Genome-scale approaches for discovering novel nonconventional splicing substrates of the Ire1 nuclease
1 Howard Hughes Medical Institute and Department of Biochemistry and Biophysics, University of California at San Francisco, San Francisco, CA 94143-2200, USA
2 Current address: Division of Biology, Section of Molecular Biology, University of California at San Diego, La Jolla, CA 92093-0366, USA
3 Current address: Lawrence Berkeley National Laboratory, Life Sciences Division, 1 Cyclotron Road, Berkeley, CA 94720, USA
Genome Biology 2004, 6:R3 doi:10.1186/gb-2004-6-1-r3Published: 22 December 2004
The unfolded protein response (UPR) allows intracellular feedback regulation that adjusts the protein-folding capacity of the endoplasmic reticulum (ER) according to need. The signal from the ER lumen is transmitted by the ER-transmembrane kinase Ire1, which upon activation displays a site-specific endoribonuclease activity. Endonucleolytic cleavage of the intron from the HAC1 mRNA (encoding a UPR-specific transcription factor) is the first step in a nonconventional mRNA splicing pathway; the released exons are then joined by tRNA ligase. Because only the spliced mRNA is translated, splicing is the key regulatory step of the UPR.

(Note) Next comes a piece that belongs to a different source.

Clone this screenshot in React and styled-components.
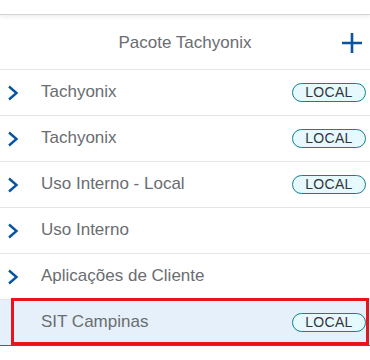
import React from 'react'
import styled, { createGlobalStyle } from 'styled-components'

const GlobalStyle = createGlobalStyle`
  html, body {
    margin: 0;
    padding: 0;
    background: #fff;
  }
  * {
    box-sizing: border-box;
    font-family: "Liberation Sans", Arial, sans-serif;
  }
`

const Page = styled.div`
  width: 370px;
  height: 360px;
  overflow: hidden;
  background: #fff;
`

const TopBar = styled.div`
  height: 15px;
  border-bottom: 1px solid #d4d4d4;
  box-shadow: 0 2px 4px rgba(0, 0, 0, 0.07);
  position: relative;
`

const Header = styled.div`
  height: 55px;
  display: flex;
  align-items: center;
  justify-content: center;
  position: relative;
  border-bottom: 1px solid #e5e5e5;
  padding-top: 2px;
`

const Title = styled.span`
  font-size: 17px;
  color: #6a6d70;
`

const AddButton = styled.button`
  position: absolute;
  right: 7px;
  top: 17px;
  width: 22px;
  height: 22px;
  border: 0;
  padding: 0;
  background: transparent;
  display: flex;
  align-items: center;
  justify-content: center;
`

const List = styled.div`
  display: flex;
  flex-direction: column;
`

const Row = styled.div`
  height: 46px;
  display: flex;
  align-items: center;
  padding: 0 4px 0 7px;
  border-bottom: 1px solid ${p => (p.selected ? '#0a6ed1' : '#e5e5e5')};
  background: ${p => (p.selected ? '#e5f0fa' : '#fff')};
  position: relative;

  ${p => p.highlight && `
    &::after {
      content: '';
      position: absolute;
      left: 11px;
      right: 1px;
      top: -2px;
      bottom: 0px;
      border: 3px solid #e8141c;
    }
  `}
`

const Arrow = styled.span`
  width: 34px;
  flex: none;
  display: flex;
  align-items: center;
`

const Label = styled.span`
  flex: 1;
  font-size: 17px;
  color: #6a6d70;
  white-space: nowrap;
  padding-bottom: 2px;
`

const Badge = styled.span`
  flex: none;
  width: 74px;
  height: 19px;
  border: 1px solid #0f828f;
  border-radius: 10px;
  background: #e6f9fd;
  color: #32363a;
  font-size: 14px;
  line-height: 17px;
  text-align: center;
  letter-spacing: 0.3px;
`

const Chevron = () => (
  <svg width="12" height="16" viewBox="0 0 12 16">
    <path d="M2 1.5 L9.5 8 L2 14.5" fill="none" stroke="#0854a0" strokeWidth="2.4" />
  </svg>
)

const Plus = () => (
  <svg width="20" height="20" viewBox="0 0 20 20">
    <path d="M10 0 V20 M0 10 H20" stroke="#0854a0" strokeWidth="2.6" />
  </svg>
)

const items = [
  { name: 'Tachyonix', local: true, arrow: true },
  { name: 'Tachyonix', local: true, arrow: true },
  { name: 'Uso Interno - Local', local: true, arrow: true },
  { name: 'Uso Interno', arrow: true },
  { name: 'Aplicações de Cliente', arrow: true },
  { name: 'SIT Campinas', local: true, selected: true },
  { name: 'Produtivo', arrow: true },
]

export default function App() {
  return (
    <Page>
      <GlobalStyle />
      <TopBar />
      <Header>
        <Title>Pacote Tachyonix</Title>
        <AddButton><Plus /></AddButton>
      </Header>
      <List>
        {items.map((it, i) => (
          <Row key={i} selected={it.selected} highlight={it.selected}>
            <Arrow>{it.arrow && <Chevron />}</Arrow>
            <Label>{it.name}</Label>
            {it.local && <Badge>LOCAL</Badge>}
          </Row>
        ))}
      </List>
    </Page>
  )
}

We developed methods to search for additional mRNA substrates of Ire1p in three independent lines of genome-wide analysis. These methods exploited the well characterized enzymology and genetics of the UPR and the yeast genome sequence in conjunction with microarray-based detection. Each method successfully identified HAC1 mRNA as a substrate according to three criteria: HAC1 mRNA is selectively cleaved in vitro by Ire1; the HAC1 mRNA sequence contains two predicted Ire1 cleavage sites; and HAC1 mRNA is selectively degraded in tRNA ligase mutant cells.
Within the limits of detection, no other mRNA satisfies any of these criteria, suggesting that a unique nonconventional mRNA-processing mechanism has evolved solely for carrying out signal transduction between the ER and the nucleus. The approach described here, which combines biochemical and genetic 'fractionation' of mRNA with a novel application of cDNA microarrays, is generally applicable to the study of pathways in which RNA metabolism and alternative splicing have a regulatory role.